Empty From Inside
Recently, I find myself staring at profile picture's of all the contacts I have on Whatsapp. It seems to be a subconscious act, as soon as I see the profile pic I get a dense feel in my heart which fades away as I get aware of what I did just now. I have seen people smiling foolishly just from imaging the face of the special one in their life but I can't understand that emotion. I have seen others putting up a smile on their face and getting photo clicked and put it as profile. They seems to be smiling so freely that is also just for a second and here I'm who goes expressionless for days. I try to understand everyone, help everyone who comes asking to me and I myself wants to live free from anyone's help. I don't like interference in my life or activity. I'm not used to people's kindness. I always distance myself from such attachments and connections. I just want to be alone, don't know for how long but just alone so attachment, commitment or bond with anyone. I don't understand what fears me more, the past memories which haunts me every second of my life or the thought of what my future holds for me or the present where I'm writing all these thoughts on a virtual diary just to delete it forever one day. I deleted almost every memory of my past which I could. I was never being able to form a emotional bond with anyone so it never hurt me when they leave me and get busy with their own life. And the last bond which I might have formed and have memories of it was with aman and gaurav and it didn't took a second for that bond to break.

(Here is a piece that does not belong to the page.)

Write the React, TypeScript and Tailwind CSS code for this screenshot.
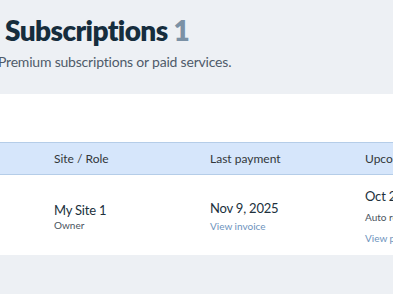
import React from 'react'

const font = { fontFamily: 'Lato, "Noto Sans", sans-serif' }

export default function App() {
  return (
    <div className="h-[294px] w-[393px] overflow-hidden bg-[#edf0f4]" style={font}>
      <div className="pt-[12px] pl-[5px]">
        <h1 className="text-[28px] font-extrabold leading-[36px] tracking-[-0.6px] text-[#162d3d] whitespace-nowrap">
          Subscriptions <span className="text-[#7b91a5]">1</span>
        </h1>
      </div>
      <p className="ml-[-2px] mt-[5px] text-[14px] leading-[18px] tracking-[-0.2px] text-[#4f5b6a] whitespace-nowrap">
        Premium subscriptions or paid services.
      </p>

      <div className="mt-[23px] bg-white">
        <div className="h-[48px]" />
        <div className="flex h-[33px] items-center border-y border-[#b5cde8] bg-[#d6e6fb] pl-[54px] text-[12px] text-[#32363a] whitespace-nowrap">
          <div className="w-[156px] shrink-0">Site / Role</div>
          <div className="w-[155px] shrink-0">Last payment</div>
          <div className="shrink-0">Upcoming payment</div>
        </div>
        <div className="flex h-[80px] items-center pl-[54px] whitespace-nowrap">
          <div className="w-[156px] shrink-0 pt-[4px]">
            <div className="text-[13px] leading-[17px] tracking-[-0.2px] text-[#20303c]">My Site 1</div>
            <div className="text-[10px] leading-[13px] text-[#4a5460]">Owner</div>
          </div>
          <div className="w-[155px] shrink-0 pt-[2px]">
            <div className="text-[13px] leading-[18px] tracking-[-0.2px] text-[#20303c]">Nov 9, 2025</div>
            <div className="mt-[2px] text-[10px] leading-[14px] text-[#6d93bd]">View invoice</div>
          </div>
          <div className="shrink-0 pt-[2px]">
            <div className="text-[13px] leading-[18px] tracking-[-0.2px] text-[#20303c]">Oct 20, 2026</div>
            <div className="mt-[4px] text-[10px] leading-[16px] text-[#4a5460]">Auto renewal on</div>
            <div className="mt-[6px] text-[10px] leading-[14px] text-[#6d93bd]">View plan</div>
          </div>
        </div>
      </div>
    </div>
  )
}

They just blocked me out of nowhere with out a warning or hint. It can be possible that I didn't saw it coming and put my all trust in that bond but all went in veins. I'm glad both made me realize in a single day that I shouldn't have attached myself with them. It should have been one-sided as I usually keep with other, they coming to me to share their worries and leave as soon as they are done.
I'm glad I came to know about them early.